═════ Dataset rows ═════

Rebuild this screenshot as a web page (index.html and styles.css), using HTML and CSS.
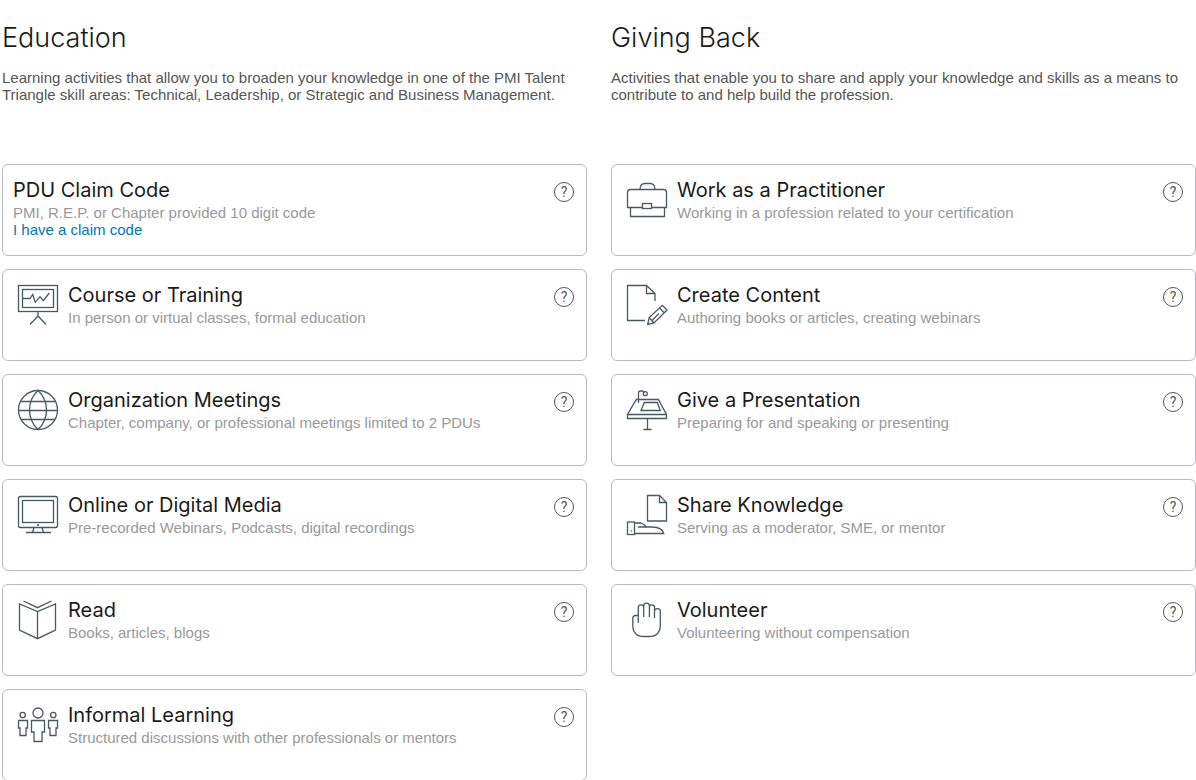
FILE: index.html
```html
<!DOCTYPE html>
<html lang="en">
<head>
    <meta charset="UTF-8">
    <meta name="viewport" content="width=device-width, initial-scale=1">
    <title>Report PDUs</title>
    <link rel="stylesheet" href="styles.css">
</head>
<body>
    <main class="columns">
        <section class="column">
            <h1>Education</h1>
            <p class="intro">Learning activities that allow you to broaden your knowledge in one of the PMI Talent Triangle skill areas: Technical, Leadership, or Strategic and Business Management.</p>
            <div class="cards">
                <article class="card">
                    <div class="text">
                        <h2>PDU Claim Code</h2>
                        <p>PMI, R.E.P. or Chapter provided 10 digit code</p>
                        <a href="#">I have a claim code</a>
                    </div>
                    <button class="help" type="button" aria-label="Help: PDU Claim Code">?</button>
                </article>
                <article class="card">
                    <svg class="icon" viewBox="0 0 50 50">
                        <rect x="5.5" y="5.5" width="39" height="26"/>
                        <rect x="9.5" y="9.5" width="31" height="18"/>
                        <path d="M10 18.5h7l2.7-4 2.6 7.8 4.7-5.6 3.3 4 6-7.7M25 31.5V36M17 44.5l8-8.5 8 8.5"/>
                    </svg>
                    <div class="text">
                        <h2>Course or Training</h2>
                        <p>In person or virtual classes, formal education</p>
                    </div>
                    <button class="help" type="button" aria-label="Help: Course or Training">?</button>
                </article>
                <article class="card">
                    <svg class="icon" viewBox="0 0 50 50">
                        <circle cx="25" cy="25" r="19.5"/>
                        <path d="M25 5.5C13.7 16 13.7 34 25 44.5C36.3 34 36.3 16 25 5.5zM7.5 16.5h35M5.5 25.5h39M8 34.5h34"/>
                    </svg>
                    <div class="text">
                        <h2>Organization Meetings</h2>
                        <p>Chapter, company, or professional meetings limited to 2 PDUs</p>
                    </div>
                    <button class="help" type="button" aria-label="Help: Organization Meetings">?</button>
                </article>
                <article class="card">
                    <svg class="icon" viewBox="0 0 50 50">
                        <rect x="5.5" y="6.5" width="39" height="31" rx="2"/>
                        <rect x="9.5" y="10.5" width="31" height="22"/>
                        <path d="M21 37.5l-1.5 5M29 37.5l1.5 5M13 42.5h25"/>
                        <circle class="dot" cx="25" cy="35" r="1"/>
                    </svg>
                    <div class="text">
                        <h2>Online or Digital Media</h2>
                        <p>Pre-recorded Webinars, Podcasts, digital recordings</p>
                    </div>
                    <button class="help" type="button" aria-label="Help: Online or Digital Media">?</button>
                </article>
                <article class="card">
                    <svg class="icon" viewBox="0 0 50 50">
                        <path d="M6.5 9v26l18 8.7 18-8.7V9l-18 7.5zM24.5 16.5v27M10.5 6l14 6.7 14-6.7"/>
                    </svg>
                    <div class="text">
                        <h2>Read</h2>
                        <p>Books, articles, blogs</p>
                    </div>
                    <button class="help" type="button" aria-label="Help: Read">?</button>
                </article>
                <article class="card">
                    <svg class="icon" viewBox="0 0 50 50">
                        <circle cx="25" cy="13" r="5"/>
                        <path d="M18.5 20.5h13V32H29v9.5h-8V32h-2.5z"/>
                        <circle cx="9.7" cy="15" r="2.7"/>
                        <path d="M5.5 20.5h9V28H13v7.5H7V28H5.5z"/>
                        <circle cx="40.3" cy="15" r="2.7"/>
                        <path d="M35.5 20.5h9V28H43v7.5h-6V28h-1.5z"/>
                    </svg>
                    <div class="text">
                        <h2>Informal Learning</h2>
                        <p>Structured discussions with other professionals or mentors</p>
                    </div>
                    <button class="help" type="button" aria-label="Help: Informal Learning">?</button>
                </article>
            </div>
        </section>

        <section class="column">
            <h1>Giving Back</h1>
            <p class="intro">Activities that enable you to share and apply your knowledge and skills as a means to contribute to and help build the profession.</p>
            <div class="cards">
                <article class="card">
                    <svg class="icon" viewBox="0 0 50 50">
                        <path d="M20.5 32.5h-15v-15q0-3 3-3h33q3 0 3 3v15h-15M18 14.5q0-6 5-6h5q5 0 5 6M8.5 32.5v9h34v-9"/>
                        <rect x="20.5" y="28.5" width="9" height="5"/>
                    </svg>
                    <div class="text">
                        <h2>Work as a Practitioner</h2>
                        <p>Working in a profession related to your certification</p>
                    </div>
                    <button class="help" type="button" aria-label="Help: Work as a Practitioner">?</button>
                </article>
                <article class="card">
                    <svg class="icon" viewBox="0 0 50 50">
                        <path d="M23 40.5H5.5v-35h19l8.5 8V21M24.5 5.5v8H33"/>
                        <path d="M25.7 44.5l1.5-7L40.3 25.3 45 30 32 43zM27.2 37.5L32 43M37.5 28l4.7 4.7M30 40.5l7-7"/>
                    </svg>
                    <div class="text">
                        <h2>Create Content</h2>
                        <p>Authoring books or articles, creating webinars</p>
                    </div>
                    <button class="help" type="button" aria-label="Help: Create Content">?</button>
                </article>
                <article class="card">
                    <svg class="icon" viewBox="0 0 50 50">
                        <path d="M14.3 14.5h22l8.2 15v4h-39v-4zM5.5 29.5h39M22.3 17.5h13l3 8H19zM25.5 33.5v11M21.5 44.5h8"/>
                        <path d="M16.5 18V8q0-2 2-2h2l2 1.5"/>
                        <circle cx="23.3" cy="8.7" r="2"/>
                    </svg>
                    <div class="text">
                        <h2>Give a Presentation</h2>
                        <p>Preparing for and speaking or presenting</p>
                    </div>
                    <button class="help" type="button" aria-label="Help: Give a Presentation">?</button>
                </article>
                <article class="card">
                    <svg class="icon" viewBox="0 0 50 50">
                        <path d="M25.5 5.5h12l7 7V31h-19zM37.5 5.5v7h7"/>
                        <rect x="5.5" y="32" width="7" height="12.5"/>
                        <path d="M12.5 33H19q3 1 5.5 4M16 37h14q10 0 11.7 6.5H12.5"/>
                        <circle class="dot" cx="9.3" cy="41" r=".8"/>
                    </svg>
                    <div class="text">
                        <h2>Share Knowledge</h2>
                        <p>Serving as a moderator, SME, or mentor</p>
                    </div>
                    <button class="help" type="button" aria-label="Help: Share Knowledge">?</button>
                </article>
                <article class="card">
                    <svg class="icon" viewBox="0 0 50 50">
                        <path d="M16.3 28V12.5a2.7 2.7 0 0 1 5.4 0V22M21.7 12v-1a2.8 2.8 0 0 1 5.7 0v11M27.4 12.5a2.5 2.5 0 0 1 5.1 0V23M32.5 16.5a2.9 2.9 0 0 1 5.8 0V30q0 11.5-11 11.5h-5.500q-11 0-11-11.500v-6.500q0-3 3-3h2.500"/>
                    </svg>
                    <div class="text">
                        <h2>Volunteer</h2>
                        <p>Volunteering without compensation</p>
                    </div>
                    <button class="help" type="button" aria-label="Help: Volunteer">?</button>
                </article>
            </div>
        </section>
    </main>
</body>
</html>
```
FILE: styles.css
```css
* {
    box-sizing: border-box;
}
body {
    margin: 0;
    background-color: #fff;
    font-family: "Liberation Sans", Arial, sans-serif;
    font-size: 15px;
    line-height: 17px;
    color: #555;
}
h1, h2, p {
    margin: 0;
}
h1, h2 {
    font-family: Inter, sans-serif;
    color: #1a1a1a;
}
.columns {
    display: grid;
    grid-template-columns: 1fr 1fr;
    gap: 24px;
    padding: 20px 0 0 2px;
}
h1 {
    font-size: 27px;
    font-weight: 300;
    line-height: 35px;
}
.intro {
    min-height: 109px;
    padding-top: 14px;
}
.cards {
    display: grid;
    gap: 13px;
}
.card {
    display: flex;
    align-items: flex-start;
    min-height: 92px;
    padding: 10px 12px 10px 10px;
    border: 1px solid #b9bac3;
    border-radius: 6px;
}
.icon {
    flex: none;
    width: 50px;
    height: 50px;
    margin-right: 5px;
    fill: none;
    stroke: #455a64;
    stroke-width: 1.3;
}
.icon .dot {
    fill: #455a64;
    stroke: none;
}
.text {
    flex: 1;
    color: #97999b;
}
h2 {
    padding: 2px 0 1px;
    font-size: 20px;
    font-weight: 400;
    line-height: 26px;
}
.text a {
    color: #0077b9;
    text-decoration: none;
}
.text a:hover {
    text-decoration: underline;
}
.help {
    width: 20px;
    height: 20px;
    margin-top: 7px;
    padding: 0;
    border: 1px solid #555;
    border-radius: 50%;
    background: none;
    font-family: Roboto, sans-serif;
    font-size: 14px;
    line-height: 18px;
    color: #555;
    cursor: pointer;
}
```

═════
═════ Dataset rows ═════

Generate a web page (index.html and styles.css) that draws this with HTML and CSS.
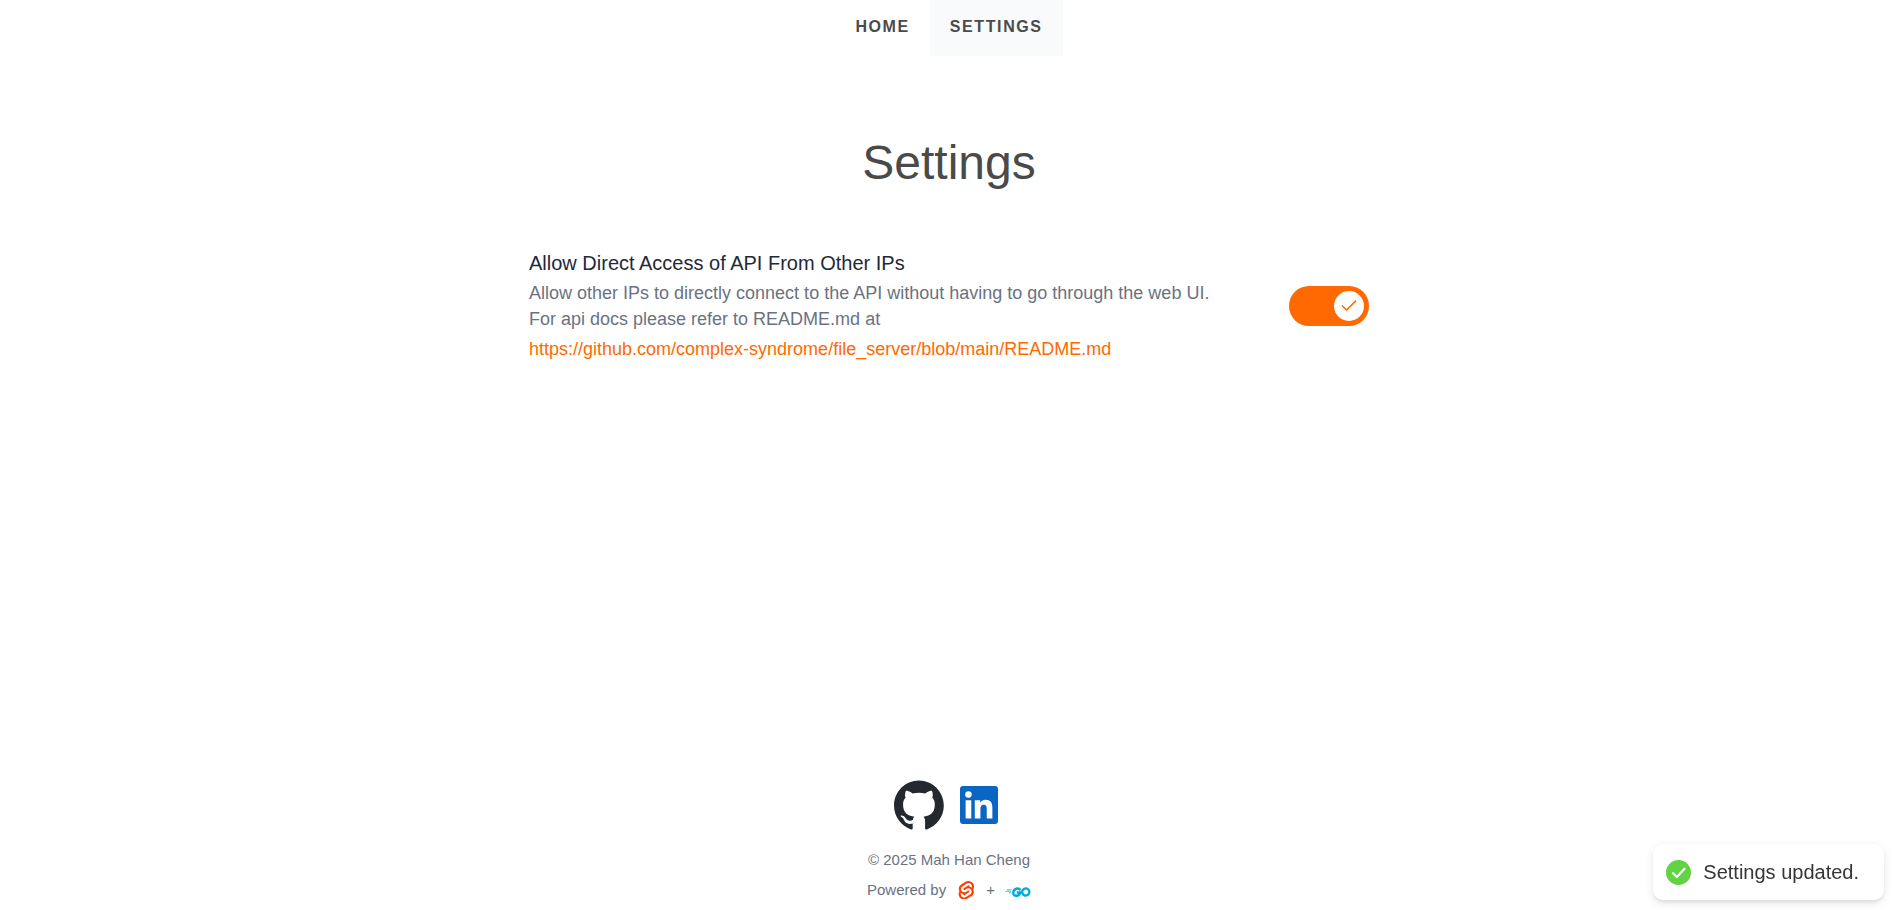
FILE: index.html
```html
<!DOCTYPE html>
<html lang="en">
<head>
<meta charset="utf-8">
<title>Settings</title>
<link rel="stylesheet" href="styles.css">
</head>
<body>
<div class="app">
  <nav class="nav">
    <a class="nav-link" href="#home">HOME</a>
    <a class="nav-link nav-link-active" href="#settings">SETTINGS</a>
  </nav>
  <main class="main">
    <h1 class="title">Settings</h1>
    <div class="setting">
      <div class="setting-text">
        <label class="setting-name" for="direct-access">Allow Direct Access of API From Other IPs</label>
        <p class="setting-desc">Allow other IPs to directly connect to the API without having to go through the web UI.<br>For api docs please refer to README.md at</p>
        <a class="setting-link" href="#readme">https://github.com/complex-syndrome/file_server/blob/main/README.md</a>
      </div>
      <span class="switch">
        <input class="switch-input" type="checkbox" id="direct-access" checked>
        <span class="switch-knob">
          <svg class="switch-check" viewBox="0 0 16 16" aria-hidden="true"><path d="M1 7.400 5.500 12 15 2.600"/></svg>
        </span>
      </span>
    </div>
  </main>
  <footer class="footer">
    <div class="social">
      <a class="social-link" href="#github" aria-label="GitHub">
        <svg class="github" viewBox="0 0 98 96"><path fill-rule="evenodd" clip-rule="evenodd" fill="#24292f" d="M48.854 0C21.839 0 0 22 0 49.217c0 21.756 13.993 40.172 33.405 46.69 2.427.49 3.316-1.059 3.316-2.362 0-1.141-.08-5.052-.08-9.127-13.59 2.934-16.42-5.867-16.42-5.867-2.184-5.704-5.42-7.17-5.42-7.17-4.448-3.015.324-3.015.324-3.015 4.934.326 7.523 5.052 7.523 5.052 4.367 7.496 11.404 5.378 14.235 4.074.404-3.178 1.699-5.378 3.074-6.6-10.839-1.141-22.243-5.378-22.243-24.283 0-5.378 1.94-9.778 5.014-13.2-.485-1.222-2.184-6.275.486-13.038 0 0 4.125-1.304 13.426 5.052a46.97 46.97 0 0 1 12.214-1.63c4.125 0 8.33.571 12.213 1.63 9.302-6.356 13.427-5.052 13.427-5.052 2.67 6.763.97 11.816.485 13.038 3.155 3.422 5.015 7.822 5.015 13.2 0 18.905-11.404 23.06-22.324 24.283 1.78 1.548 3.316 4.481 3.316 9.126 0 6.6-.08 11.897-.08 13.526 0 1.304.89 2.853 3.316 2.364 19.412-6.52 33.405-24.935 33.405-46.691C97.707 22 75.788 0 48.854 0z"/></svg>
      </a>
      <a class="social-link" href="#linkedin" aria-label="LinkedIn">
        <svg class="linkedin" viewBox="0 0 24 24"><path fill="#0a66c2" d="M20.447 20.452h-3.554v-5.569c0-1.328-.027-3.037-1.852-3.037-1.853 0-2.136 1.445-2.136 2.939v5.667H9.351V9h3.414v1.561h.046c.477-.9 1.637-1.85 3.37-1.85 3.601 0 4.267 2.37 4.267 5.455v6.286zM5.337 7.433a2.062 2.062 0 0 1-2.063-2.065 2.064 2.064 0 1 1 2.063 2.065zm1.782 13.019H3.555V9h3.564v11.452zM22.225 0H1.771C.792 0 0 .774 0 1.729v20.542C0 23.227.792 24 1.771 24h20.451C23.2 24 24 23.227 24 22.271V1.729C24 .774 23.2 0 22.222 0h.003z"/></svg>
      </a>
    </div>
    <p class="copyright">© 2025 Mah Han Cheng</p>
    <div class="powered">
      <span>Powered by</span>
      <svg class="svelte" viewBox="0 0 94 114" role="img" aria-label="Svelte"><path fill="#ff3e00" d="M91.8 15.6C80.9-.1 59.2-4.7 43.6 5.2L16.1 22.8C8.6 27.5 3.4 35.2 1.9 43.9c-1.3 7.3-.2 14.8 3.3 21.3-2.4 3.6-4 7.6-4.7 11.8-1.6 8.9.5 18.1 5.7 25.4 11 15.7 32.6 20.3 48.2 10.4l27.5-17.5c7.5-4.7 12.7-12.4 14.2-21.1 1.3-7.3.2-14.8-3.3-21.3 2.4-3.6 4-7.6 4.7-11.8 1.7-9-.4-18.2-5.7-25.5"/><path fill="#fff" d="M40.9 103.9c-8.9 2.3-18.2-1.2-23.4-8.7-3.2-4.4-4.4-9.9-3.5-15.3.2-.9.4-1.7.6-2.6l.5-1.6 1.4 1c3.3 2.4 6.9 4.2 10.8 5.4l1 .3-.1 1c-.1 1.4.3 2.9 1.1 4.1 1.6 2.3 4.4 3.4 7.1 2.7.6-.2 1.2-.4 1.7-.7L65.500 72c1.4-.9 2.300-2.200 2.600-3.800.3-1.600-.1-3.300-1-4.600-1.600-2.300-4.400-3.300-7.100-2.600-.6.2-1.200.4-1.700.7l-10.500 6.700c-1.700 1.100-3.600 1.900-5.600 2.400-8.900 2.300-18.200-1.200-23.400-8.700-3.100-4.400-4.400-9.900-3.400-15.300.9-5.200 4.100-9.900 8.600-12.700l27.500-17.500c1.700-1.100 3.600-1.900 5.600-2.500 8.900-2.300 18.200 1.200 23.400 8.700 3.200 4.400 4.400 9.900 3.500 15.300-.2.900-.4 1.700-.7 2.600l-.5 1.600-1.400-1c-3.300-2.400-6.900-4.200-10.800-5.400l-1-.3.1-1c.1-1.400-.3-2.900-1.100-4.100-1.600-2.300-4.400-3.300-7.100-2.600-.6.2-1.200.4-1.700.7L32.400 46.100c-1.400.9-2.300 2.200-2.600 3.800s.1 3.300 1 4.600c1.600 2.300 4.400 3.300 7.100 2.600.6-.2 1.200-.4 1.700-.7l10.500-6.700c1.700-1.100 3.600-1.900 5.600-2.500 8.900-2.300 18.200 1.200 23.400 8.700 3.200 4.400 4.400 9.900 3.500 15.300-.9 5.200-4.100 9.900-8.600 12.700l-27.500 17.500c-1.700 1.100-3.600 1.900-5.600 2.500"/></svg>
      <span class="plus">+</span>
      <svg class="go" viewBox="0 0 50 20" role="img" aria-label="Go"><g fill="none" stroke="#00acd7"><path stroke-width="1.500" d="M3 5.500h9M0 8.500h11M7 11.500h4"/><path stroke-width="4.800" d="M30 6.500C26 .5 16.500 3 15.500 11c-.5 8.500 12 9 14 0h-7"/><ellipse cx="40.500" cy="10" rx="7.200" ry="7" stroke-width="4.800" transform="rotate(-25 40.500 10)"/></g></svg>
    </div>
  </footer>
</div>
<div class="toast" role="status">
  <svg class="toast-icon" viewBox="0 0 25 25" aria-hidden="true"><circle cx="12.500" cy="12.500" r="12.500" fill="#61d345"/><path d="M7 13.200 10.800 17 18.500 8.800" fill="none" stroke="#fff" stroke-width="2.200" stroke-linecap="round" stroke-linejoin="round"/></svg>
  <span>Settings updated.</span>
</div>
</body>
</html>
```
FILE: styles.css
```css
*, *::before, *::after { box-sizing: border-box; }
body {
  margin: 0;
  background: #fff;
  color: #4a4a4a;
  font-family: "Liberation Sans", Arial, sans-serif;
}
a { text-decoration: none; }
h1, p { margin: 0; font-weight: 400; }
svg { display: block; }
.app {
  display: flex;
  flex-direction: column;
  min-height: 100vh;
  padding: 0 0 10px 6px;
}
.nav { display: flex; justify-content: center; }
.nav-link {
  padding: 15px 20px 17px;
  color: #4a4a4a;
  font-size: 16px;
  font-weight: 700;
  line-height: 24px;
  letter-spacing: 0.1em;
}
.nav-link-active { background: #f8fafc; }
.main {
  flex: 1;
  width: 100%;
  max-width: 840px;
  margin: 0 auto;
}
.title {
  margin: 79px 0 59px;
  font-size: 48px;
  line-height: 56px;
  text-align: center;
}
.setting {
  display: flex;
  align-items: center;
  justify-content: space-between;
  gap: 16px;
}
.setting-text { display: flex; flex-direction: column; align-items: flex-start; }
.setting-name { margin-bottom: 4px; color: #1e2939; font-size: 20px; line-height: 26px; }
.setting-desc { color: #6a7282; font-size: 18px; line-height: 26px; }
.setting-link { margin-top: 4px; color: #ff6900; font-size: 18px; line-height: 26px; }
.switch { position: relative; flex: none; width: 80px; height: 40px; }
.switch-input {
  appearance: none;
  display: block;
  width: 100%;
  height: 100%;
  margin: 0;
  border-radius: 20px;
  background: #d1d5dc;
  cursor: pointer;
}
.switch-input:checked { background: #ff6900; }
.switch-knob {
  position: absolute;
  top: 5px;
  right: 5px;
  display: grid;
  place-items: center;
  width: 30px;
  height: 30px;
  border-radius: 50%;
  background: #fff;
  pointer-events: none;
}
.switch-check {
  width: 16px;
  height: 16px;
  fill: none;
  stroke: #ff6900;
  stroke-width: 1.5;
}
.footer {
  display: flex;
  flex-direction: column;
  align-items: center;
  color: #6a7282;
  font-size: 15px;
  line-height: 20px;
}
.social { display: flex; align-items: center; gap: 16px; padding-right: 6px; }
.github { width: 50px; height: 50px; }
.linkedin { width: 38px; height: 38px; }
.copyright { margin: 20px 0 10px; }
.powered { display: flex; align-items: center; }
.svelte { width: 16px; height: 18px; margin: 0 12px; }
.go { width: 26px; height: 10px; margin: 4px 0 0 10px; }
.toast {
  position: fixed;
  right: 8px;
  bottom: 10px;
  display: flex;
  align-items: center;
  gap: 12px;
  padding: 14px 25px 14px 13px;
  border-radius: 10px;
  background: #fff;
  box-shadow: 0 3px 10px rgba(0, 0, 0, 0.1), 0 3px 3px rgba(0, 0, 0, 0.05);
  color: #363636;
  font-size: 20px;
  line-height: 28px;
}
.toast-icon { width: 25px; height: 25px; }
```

═════

#### Stated task:
Go through the records and show every line with the string "this" in it.

#### Task answer:
Rebuild this screenshot as a web page (index.html and styles.css), using HTML and CSS.
Generate a web page (index.html and styles.css) that draws this with HTML and CSS.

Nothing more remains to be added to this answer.